> **Task description**
Your task is to filter the data below down to the lines holding "components".
• • • • • • •
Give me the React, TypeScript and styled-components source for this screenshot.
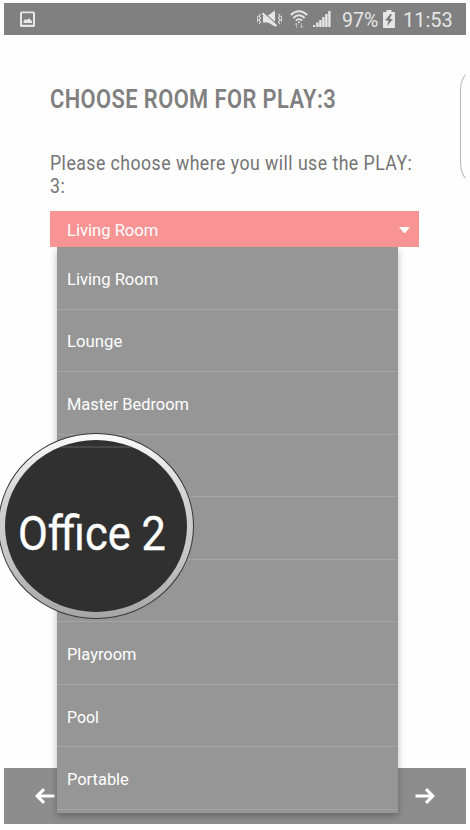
import React from "react";
import styled, { createGlobalStyle } from "styled-components";

const GlobalStyle = createGlobalStyle`
  * { box-sizing: border-box; }
  body { margin: 0; background: #fff; font-family: Roboto, "Liberation Sans", sans-serif; }
  h1, p, ul { margin: 0; padding: 0; }
`;

const Screen = styled.main`
  position: relative;
  width: 470px;
  height: 830px;
  padding: 3px 4px 6px;
  overflow: hidden;
  display: flex;
  flex-direction: column;
  background: #fefefe;
`;

const StatusBar = styled.header`
  height: 32px;
  flex: none;
  display: flex;
  align-items: center;
  padding: 0 14px 0 16px;
  background: #808080;
  color: #e6e6e6;
`;

const Spacer = styled.div`
  flex: 1;
`;

const StatusIcon = styled.svg<{ $gap: number }>`
  display: block;
  flex: none;
  margin-right: ${(p) => p.$gap}px;
`;

const StatusText = styled.span<{ $width: number }>`
  width: ${(p) => p.$width}px;
  font-size: 21px;
  line-height: 32px;
  padding-top: 2px;
  white-space: nowrap;
`;

const Content = styled.section`
  height: 733px;
  flex: none;
  padding: 49px 46px 0 47px;
`;

const Condensed = styled.span<{ $scale: number }>`
  display: block;
  width: max-content;
  transform: scaleX(${(p) => p.$scale});
  transform-origin: left center;
  white-space: nowrap;
`;

const Title = styled.h1`
  margin-left: -1px;
  font-size: 26px;
  line-height: 30px;
  font-weight: 600;
  letter-spacing: 0.5px;
  color: #808080;
`;

const Prompt = styled.p`
  margin-left: -1px;
  margin-top: 38px;
  font-size: 19.5px;
  line-height: 23px;
  letter-spacing: 0.5px;
  color: #747474;
`;

const Select = styled.div`
  margin-left: -1px;
  margin-top: 13px;
  width: 369px;
  height: 36px;
  display: flex;
  align-items: center;
  justify-content: space-between;
  padding: 1px 9px 0 17px;
  background: #f89494;
  color: #fff;
  font-size: 17.3px;
`;

const Menu = styled.ul`
  position: relative;
  z-index: 1;
  margin-left: 6px;
  width: 341px;
  height: 566px;
  list-style: none;
  background: #969696;
  box-shadow: 0 3px 7px rgba(0, 0, 0, 0.28);
  clip-path: inset(0 -12px -12px -12px);
`;

const Option = styled.li`
  height: 62.56px;
  display: flex;
  align-items: center;
  padding: 2px 0 0 10px;
  border-bottom: 1px solid #a5a5a5;
  color: #fff;
  font-size: 17.3px;
`;

const NavBar = styled.nav`
  height: 56px;
  flex: none;
  display: flex;
  align-items: center;
  justify-content: space-between;
  padding: 0 31px;
  background: #8d8d8e;
`;

const EdgePanel = styled.div`
  position: absolute;
  left: 460px;
  top: 73px;
  width: 6px;
  height: 105px;
  overflow: hidden;

  &::before {
    content: "";
    display: block;
    width: 30px;
    height: 105px;
    border: 1px solid #b4b4b4;
    border-radius: 9px / 17px;
  }
`;

const Magnifier = styled.div`
  position: absolute;
  z-index: 2;
  left: -2px;
  top: 433px;
  width: 196px;
  height: 186px;
  padding: 6px;
  border: 1px solid #383838;
  border-radius: 50%;
  background: linear-gradient(#fbfbfb, #d2d2d2 35%, #c6c6c6 65%, #a6a6a6);
`;

const Lens = styled.div`
  width: 100%;
  height: 100%;
  overflow: hidden;
  border-radius: 50%;
  background: linear-gradient(#303030 6px, #484848 6px, #484848 8px, #303030 8px);
  color: #fff;
  font-size: 48.5px;
  -webkit-text-stroke: 0.4px #fff;
  line-height: 56px;
  padding: 66px 0 0 13px;
`;

const options = [
  { name: "Living Room", scale: 0.96 },
  { name: "Lounge", scale: 0.97 },
  { name: "Master Bedroom", scale: 0.948 },
  { name: "", scale: 1 },
  { name: "", scale: 1 },
  { name: "", scale: 1 },
  { name: "Playroom", scale: 0.95 },
  { name: "Pool", scale: 0.92 },
  { name: "Portable", scale: 0.95 },
];

const Arrow = ({ back = false }: { back?: boolean }) => (
  <svg width="20" height="16" viewBox="0 0 20 16" fill="none" stroke="#fff" strokeWidth="3.1">
    {back ? <path d="M19.5 8H2M9 1.2L2.200 8l6.800 6.800" /> : <path d="M.5 8H18M11 1.200L17.800 8l-6.800 6.800" />}
  </svg>
);

export default function App() {
  return (
    <Screen>
      <GlobalStyle />
      <StatusBar>
        <StatusIcon $gap={0} width="16" height="17" viewBox="0 0 16 17">
          <path fillRule="evenodd" fill="#e6e6e6" d="M1.5.5h12Q15 .5 15 2v12.5q0 1.5-1.5 1.5h-12Q0 16 0 14.500V2Q0 .5 1.500.5zM2 2.200v11.500h11V2.200z" />
          <path fill="#e6e6e6" d="M3.500 12v-2l2-2 1.500 1 2-2 1.500 2 1.500.7V12z" />
        </StatusIcon>
        <Spacer />
        <StatusIcon $gap={8} width="25" height="18" viewBox="0 0 25 18">
          <path fill="#e6e6e6" d="M6 5.500h5L18 .5v16L11 12.500H6z" />
          <path d="M6 2l14 12.500" stroke="#808080" strokeWidth="1.500" />
          <path d="M5.500 3.300l14 12.700" stroke="#e6e6e6" strokeWidth="2" />
          <path d="M3.500 4L2 6l1.500 2L2 10l1.500 2L2 14M1 6L0 8l1 2-1 2M21.500 4L23 6l-1.500 2 1.500 2-1.500 2 1.500 2M24 6l1 2-1 2 1 2" fill="none" stroke="#e0e0e0" strokeWidth="1.100" />
        </StatusIcon>
        <StatusIcon $gap={5} width="18" height="19" viewBox="0 0 18 19" fill="none" stroke="#e6e6e6" strokeWidth="1.900">
          <path d="M.8 5Q9-2.500 17.200 5M3.300 8Q9 2.500 14.700 8M5.800 10.700Q9 7.500 12.200 10.700" />
          <circle cx="9" cy="12.200" r="1" fill="#e6e6e6" stroke="none" />
          <path d="M6.500 18v-5M4.800 15l1.700-2 1.700 2M11.500 13v5M9.800 16l1.700 2 1.700-2" strokeWidth="1" stroke="#b5b5b5" />
        </StatusIcon>
        <StatusIcon $gap={11} width="18" height="18" viewBox="0 0 18 18" fill="#e6e6e6">
          <path d="M0 15h2.200v2H0zM3.200 12.500h2.400V17H3.200zM6.200 10h2.400v7H6.200zM9.200 7h2.400v10H9.200zM12.200 4h2.400v13h-2.400zM15.200 1h2.400v16h-2.400z" />
        </StatusIcon>
        <StatusText $width={41}><Condensed $scale={0.93}>97%</Condensed></StatusText>
        <StatusIcon $gap={8} width="12" height="18" viewBox="0 0 12 18">
          <path fill="#e6e6e6" d="M3.500 0h5v2H11q1 0 1 1v14q0 1-1 1H1q-1 0-1-1V3q0-1 1-1h2.500z" />
          <path fill="#777" d="M7.500 4L2 10.500h3.500L4 16l6-7H6.500L9 4z" />
        </StatusIcon>
        <StatusText $width={49}><Condensed $scale={0.95}>11:53</Condensed></StatusText>
      </StatusBar>
      <Content>
        <Title><Condensed $scale={0.84}>CHOOSE ROOM FOR PLAY:3</Condensed></Title>
        <Prompt>
          <Condensed $scale={0.908}>Please choose where you will use the PLAY:</Condensed>
          <Condensed $scale={0.908}>3:</Condensed>
        </Prompt>
        <Select>
          <Condensed $scale={0.96}>Living Room</Condensed>
          <svg width="11" height="6" viewBox="0 0 11 6"><path d="M0 0h11L6.500 5.400q-1 1-2 0z" fill="#fff" /></svg>
        </Select>
        <Menu>
          {options.map((o, i) => (
            <Option key={i}><Condensed $scale={o.scale}>{o.name}</Condensed></Option>
          ))}
        </Menu>
      </Content>
      <NavBar><Arrow back /><Arrow /></NavBar>
      <EdgePanel />
      <Magnifier>
        <Lens><Condensed $scale={0.895}>Office 2</Condensed></Lens>
      </Magnifier>
    </Screen>
  );
}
• • • • • • •
> **Reply to the task**
Give me the React, TypeScript and styled-components source for this screenshot.
import styled, { createGlobalStyle } from "styled-components";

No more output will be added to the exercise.